I wonder if Jesus thought it was "hell" or Paul while in Prison or being killed. Peter upside down on a cross. John boiled in oil. and the many others in Fox's Book of Martyr's.

Sounds to me like there are too many pampered people in the wrong "business"

Posted by: BeHim | May 2, 2006 11:42:14 AM

I am glad pastors are not being boiled in oil. Progress has been made. That doesn't mean that isolation (18% without a close friend?) unfulfilled purpose (survival mode vs. ministerial) and the other problems listed above aren't worthy of discussion and consideration.

Posted by: Julie | May 2, 2006 11:55:37 AM

How can the church be effective if the leaders are impaired? I do not worry about the hours that pastors put in, in fact many of the hours we have might be lost because of poor work habits or organizational skills. How many hours are we praying and reading and meditating. How can care for souls of others if ours is in disrepair? What has been the net effect of crisis that pastors find themselves in?

I do not think we ought to whine about it, but we ought be aware of hat makes us healthy and prepared to lead the church. Isolation is not the Kingdom method. Neither is constant and unnecessary criticism from the church. It is fine to be criticized from the world, that is expected, but not from those who call Jesus Lord. There is no badge of honor in having members who favorite hobby is making the life of the pastor miserable. Peter might have been hung up side down, but itn't was by the deacon board.

Posted by: Kent | May 2, 2006 12:49:27 PM

You're hitting on the point: "I do not think we ought to whine about it"

Peter didn't teach us to complain...

He would have been: "praying and reading and meditating."

Posted by: BeHim | May 2, 2006 1:01:21 PM

Yes BeHim, there are a lot of pastors who complain long and loud, but there are more and there are way too many who simply cannot take it any more or are unwilling for their families to have endure the attacks of fellow believers they have to worship along side. And Peter never taught that either.

BTW my typing just stinks, and even with all my efforts is not likely to improve any time soon, so sorry about that

Posted by: Kent | May 2, 2006 2:00:58 PM

Pastors are often told to keep relational distance from the people they work with. That the objectivity needed to make hard decisions must not be compromised.

Can pastors and church leaders be real friends with staff and congregants? I think so. I hope so, because I like to think of our leadership team as real friends.

I believe that it is not enough simply to hire staff or to build a ministry team, I think the aim needs to be to grow a community of leaders who serve together on a common mission.

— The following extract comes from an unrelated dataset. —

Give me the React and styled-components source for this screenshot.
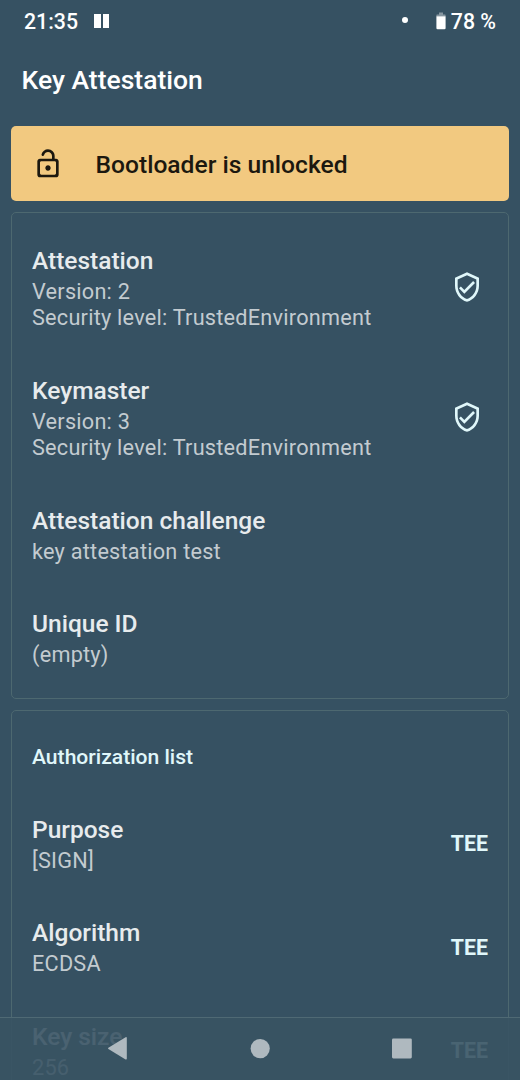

We call on God's people to live in biblical community, yet we model something quite different. We tell church members to love one another when staff only work together. Church leaders are the ones responsible for the creation of community life while they live isolated lives. There are too many statistics showing too many pastors and their spouses are painfully lonely and over stressed. Friendship is a vital part of New Testament ministry and leadership.

I’ve never pictured Jesus in merely a professional working relationship with his disciples. He loved them. They lived life together: no eight-to-five relationship and then go home. Jesus was growing a leadership community serving together on a common mission. More than a common vision, their hearts were ignited together by a burning passion.

There can be a painful downside of this approach. It may require a pastor to fire someone he loves. In spite of the pain of those moments, I am convinced this is the best way. We must return to the kind of community where we love each other enough to speak the truth in love. When we know someone well enough, we will long for them to become what God longs for them to be.

Erwin McManus tells a story of his leadership team. He saw that they were becoming a true community when the church faced a financial challenge. One by one, the team started offering their salaries with a commitment that they would continue their work as volunteer staff. The sacrifice they were willing to make told him they are not working at a job, but were growing together into a genuine community of leaders.